Im 13. Jahrhundert wurde der Dom neu errichtet. Dabei bildet der Westturm, der bis heute charakteristisch für den Dom ist, den frühesten Teil dieses Neubaus. Damals erhielt der Dom seine heutige Gestalt. Er ist eine Hallenkirche, d.h. die drei Schiffe des Langhauses sind gleich hoch. Der Ostchor ist flach geschlossen. Die großen Fenster, die Portalgestaltung in der Südwand (Paradiesportal) und die Kapitellornamentik lassen den Einfluß klassischer französischer Kathedralkunst erkennen.

Im Dreißigjährigen Krieg (1618 bis 1648) wurde der Dom geplündert und verwüstet. Ab 1650 begann die Wiederherstellung. Dabei wurden die Seitenkapellen im Langhaus erneuert, mit den prächtigen Innenportalen versehen und mit perspektivisch gearbeiteten Gittern zum Hauptraum hin abgeschlossen. Damals erhielt der Dom auch eine barocke Ausstattung, die durch Bombenangriffe gegen Ende des Zweiten Weltkrieges (1939-1945) zum größten Teil zerstört wurde.

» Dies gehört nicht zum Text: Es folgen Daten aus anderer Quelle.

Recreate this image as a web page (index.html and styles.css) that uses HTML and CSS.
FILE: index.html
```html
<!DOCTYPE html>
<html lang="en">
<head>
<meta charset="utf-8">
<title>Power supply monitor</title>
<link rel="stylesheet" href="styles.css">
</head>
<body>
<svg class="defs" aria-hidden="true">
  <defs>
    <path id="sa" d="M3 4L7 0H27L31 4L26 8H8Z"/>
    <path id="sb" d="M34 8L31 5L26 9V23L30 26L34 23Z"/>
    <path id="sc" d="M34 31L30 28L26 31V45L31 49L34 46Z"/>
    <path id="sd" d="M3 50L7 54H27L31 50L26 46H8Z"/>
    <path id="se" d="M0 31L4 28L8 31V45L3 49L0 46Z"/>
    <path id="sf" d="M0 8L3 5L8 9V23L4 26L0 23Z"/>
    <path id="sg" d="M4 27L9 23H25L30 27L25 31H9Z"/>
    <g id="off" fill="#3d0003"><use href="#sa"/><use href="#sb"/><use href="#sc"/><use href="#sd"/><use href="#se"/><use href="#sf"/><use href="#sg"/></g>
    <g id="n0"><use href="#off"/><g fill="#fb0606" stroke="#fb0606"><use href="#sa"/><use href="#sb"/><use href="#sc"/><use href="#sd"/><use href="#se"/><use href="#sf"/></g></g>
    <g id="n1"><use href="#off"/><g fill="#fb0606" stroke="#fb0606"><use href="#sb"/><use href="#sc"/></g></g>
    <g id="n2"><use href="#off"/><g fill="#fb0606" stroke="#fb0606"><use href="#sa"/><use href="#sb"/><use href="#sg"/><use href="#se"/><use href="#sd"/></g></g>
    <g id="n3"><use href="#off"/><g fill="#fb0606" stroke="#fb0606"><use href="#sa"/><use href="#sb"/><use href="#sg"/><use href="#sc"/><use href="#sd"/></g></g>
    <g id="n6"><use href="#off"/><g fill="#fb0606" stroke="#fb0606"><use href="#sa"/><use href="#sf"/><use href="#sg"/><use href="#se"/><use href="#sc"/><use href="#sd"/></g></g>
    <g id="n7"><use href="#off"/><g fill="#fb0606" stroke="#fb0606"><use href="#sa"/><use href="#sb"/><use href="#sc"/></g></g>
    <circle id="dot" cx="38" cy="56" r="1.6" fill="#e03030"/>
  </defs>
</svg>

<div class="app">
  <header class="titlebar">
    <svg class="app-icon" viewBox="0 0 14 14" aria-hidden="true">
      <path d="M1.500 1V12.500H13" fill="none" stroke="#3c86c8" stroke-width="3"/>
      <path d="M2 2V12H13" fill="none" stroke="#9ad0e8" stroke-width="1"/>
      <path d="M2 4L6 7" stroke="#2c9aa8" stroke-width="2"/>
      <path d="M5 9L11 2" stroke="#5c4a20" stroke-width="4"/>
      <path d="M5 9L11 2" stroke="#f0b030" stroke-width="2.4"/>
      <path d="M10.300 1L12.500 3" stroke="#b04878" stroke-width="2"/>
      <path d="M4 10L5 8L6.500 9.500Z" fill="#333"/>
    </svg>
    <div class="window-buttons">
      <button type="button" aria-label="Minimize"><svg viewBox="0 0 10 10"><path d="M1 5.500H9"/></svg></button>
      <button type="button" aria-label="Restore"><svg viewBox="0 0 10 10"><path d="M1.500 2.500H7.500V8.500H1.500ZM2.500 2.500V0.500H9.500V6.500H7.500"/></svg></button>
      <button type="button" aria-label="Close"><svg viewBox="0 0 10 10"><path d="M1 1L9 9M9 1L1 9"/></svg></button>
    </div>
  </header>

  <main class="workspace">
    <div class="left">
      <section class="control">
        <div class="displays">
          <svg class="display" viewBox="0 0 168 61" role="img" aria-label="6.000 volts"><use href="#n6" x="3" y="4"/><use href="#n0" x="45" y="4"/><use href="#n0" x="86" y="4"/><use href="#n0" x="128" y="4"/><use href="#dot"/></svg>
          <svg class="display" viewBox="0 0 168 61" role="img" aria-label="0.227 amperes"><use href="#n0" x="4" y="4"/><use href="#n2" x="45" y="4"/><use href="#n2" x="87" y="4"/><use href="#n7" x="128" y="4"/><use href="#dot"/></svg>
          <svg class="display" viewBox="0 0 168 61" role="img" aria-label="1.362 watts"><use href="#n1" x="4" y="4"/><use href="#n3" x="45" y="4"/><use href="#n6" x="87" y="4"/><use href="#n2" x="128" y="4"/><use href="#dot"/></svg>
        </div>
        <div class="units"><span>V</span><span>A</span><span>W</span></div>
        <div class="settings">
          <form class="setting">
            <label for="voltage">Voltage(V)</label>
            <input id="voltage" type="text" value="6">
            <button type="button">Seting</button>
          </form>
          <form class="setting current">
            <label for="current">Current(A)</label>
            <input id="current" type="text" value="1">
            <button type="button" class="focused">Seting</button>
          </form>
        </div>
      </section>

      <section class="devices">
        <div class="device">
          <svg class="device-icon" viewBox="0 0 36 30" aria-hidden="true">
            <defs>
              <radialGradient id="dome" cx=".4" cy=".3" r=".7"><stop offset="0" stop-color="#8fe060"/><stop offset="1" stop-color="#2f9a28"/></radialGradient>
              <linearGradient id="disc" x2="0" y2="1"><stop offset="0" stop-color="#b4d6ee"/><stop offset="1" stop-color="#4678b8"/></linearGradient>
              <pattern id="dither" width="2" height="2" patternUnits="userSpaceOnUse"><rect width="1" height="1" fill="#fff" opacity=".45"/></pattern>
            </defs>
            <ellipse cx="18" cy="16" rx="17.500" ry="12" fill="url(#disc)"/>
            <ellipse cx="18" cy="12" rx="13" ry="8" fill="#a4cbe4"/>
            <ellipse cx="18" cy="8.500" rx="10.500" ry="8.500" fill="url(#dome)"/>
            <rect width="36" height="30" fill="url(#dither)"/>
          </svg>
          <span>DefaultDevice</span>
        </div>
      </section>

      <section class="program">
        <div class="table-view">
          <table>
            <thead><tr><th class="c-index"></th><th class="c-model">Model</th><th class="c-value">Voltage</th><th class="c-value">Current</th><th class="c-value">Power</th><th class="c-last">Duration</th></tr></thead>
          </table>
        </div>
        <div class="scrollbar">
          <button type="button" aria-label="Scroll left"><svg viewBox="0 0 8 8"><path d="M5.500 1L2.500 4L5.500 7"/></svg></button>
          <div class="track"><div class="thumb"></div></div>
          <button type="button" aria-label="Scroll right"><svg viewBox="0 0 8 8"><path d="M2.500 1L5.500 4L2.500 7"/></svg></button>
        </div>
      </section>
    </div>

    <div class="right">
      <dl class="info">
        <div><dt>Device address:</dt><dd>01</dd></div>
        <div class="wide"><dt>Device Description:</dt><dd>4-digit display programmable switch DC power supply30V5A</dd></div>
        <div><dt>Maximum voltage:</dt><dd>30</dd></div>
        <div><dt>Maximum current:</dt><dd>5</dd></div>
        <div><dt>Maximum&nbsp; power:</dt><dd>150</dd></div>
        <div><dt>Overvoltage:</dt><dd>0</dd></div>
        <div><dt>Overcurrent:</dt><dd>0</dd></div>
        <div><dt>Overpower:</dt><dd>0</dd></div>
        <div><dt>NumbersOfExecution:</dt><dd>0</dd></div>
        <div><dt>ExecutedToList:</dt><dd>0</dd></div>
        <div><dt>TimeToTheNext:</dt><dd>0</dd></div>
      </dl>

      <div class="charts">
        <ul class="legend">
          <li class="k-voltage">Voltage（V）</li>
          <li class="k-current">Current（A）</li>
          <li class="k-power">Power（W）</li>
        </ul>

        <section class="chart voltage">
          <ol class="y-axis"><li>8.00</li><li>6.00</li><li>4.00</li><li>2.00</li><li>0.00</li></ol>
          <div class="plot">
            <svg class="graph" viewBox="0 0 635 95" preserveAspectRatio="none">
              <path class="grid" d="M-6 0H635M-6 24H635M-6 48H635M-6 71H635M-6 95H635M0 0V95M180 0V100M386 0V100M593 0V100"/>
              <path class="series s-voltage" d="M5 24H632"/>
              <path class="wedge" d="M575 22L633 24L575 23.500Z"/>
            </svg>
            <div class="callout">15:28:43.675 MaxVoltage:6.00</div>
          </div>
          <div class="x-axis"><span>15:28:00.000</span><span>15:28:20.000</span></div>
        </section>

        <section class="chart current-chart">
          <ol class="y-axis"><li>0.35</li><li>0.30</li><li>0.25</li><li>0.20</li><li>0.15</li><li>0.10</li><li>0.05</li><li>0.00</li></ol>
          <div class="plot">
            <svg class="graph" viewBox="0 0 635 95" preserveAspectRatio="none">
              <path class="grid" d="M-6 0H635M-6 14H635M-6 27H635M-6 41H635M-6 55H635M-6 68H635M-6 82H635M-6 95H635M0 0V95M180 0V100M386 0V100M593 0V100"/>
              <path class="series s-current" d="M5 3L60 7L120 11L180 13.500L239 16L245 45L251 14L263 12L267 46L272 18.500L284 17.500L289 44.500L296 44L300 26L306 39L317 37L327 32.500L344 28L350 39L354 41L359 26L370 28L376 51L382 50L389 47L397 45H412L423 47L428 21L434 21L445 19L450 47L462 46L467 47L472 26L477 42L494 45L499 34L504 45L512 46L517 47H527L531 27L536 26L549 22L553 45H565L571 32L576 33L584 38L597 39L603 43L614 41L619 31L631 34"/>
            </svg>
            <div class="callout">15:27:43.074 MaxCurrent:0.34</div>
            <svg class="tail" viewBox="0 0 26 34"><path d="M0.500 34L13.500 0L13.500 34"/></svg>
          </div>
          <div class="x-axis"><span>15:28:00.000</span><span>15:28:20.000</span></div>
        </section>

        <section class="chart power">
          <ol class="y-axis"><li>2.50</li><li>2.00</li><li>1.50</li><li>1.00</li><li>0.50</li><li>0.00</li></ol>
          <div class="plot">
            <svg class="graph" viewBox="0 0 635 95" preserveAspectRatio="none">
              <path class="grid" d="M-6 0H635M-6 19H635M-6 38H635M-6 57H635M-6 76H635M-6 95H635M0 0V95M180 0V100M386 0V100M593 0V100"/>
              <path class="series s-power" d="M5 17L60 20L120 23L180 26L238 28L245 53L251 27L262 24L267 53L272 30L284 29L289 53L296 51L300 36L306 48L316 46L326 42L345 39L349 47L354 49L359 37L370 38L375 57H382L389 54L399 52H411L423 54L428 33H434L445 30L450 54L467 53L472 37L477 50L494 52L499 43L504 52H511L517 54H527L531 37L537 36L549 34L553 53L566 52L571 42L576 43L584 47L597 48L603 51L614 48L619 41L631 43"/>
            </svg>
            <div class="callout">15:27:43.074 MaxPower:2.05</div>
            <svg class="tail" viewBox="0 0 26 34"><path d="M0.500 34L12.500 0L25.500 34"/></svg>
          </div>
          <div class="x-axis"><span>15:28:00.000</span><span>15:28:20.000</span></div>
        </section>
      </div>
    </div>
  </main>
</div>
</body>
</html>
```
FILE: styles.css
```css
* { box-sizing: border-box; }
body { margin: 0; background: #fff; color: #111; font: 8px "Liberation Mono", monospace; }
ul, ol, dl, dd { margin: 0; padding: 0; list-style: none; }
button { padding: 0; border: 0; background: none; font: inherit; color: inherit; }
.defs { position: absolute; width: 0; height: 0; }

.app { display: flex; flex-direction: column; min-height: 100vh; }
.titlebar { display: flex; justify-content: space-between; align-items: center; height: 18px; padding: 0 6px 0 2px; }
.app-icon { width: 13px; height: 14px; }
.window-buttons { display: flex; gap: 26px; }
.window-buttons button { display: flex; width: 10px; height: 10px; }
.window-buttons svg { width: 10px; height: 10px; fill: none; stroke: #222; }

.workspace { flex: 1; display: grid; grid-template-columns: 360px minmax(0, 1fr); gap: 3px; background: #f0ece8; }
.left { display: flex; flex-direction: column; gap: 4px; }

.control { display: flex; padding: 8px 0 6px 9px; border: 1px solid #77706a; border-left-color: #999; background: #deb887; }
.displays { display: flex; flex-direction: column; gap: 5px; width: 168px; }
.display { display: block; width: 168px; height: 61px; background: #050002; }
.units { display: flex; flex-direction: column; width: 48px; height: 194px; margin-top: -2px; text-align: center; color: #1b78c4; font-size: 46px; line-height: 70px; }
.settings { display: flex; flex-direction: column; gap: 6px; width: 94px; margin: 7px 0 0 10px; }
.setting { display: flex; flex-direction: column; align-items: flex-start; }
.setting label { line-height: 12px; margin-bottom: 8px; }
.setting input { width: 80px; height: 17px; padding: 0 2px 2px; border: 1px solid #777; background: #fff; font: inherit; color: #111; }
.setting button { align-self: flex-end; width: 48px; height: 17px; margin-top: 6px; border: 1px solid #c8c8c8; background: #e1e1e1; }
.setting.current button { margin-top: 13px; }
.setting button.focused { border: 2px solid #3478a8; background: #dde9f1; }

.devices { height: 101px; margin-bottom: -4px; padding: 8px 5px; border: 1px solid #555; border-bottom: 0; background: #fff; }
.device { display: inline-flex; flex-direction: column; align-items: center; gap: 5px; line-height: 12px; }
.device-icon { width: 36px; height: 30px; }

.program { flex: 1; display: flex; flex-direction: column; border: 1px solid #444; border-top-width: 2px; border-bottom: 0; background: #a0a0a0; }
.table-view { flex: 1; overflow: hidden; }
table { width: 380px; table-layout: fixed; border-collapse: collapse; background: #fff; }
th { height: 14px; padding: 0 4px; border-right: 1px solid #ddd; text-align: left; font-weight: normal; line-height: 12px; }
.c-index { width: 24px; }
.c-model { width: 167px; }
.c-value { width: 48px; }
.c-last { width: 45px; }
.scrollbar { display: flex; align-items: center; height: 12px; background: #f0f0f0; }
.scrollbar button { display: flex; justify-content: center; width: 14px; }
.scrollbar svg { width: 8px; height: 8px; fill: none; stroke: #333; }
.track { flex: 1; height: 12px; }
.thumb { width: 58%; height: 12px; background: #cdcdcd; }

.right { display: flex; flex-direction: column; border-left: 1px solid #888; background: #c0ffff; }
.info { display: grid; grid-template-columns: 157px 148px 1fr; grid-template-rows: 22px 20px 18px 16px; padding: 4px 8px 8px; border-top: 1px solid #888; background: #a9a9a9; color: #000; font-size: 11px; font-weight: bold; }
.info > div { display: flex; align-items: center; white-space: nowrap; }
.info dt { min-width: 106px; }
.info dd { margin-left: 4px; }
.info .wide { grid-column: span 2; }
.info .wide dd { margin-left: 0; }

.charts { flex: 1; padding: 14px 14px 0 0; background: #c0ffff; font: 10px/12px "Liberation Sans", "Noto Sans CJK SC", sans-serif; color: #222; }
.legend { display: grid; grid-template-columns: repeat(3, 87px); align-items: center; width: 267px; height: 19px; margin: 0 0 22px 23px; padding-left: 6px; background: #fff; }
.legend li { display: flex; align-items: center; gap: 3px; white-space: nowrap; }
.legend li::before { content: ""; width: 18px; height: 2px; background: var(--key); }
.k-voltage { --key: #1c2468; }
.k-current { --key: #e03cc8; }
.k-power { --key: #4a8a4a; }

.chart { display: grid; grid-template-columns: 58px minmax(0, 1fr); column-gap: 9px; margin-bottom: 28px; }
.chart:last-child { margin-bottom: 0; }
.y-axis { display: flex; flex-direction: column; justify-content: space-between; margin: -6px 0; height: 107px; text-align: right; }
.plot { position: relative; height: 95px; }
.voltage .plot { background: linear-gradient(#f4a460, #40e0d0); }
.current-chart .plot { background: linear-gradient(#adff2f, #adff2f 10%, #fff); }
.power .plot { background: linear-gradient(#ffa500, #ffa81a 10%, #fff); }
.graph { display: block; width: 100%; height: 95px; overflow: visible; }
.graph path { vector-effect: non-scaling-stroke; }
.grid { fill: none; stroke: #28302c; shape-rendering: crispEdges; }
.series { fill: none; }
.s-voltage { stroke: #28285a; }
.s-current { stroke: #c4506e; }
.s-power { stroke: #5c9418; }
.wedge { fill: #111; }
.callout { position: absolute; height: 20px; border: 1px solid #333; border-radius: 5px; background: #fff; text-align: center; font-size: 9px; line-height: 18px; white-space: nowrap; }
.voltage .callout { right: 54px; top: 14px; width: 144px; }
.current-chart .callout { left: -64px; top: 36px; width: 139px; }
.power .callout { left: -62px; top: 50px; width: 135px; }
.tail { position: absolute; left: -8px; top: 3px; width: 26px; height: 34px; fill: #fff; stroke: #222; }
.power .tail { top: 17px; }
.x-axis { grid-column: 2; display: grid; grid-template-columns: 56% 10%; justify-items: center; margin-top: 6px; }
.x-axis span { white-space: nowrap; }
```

Seit 1859 führte Dombaumeister Arnold Güldenpfennig eine umfassende Restaurierung durch, in deren Verlauf er die Südgiebel und den großen Ostgiebel in historisierenden Formen frei gestaltete.

Nach den Zerstörungen von 1945 begann schon sehr bald die Wiederherstellung des Domes unter der umsichtigen Leitung von Dompropst Paul Simon und seinem Nachfolger, Dompropst Joseph Brockmann. Dabei wurde das Turmjoch zum Hauptraum hin geöffnet. Der gotische Reliquienaltar fand seinen Platz wieder im Hochchor.

1978 begannen umfassende Restaurierungs- und Sicherungsmaßnahmen, die mehrere Jahre dauerten. Im Verlauf dieser Arbeiten erhielten die Krypta und der Altarbereich ihre heutige Gestalt. Schon 1975 war die Bischofsgruft mit dem Sammelgrab der Paderborner Bischöfe sowie den Grablegen für den ersten Paderborner Erzbischof, Kaspar Klein (1920-1941), und den ersten Kardinal auf dem Paderborner Bischofsstuhl, Erzbischof Lorenz Jaeger (1941-1973), neu gestaltet worden. Die seit dem Krieg eingelassene Notverglasung wurde durch neue Fenster ersetzt, die sich gut in den festlichen Raum einfügen. Die Fenster des Langhauses zeigen Motive vom Weg des Gottesvolkes durch die Zeit bis zum himmlischen Jerusalem; in den Fenstern im nördlichen Arm des östlichen Querhauses, dem sog. Hasenkamp, treten dem Betrachter Heilige entgegen, die eng mit der Kirche von Paderborn verbunden sind. Zu dieser "Wolke der Zeugen" (Hebr 12,1) gehören auch die Statuen auf dem Chorgestühl. Mit ihnen allen wissen sich die Beter von heute im Gotteslob verbunden.

Wie der Dom durch die Jahrhunderte hindurch immer wieder erneuert und von den Generationen nach den Erfordernissen je ihrer Zeit bereichert wurde, so wächst auch der Bau aus lebendigen Steinen (vgl. 1 Petr 2,5) – die Gemeinschaft der Glaubenden, die Kirche – stets aus der Kraft ihres Ursprungs, indem sie die Botschaft von dem in Jesus Christus geschenkten Heil jeweils neu empfängt und in den Kontext der Zeit hineinsagt.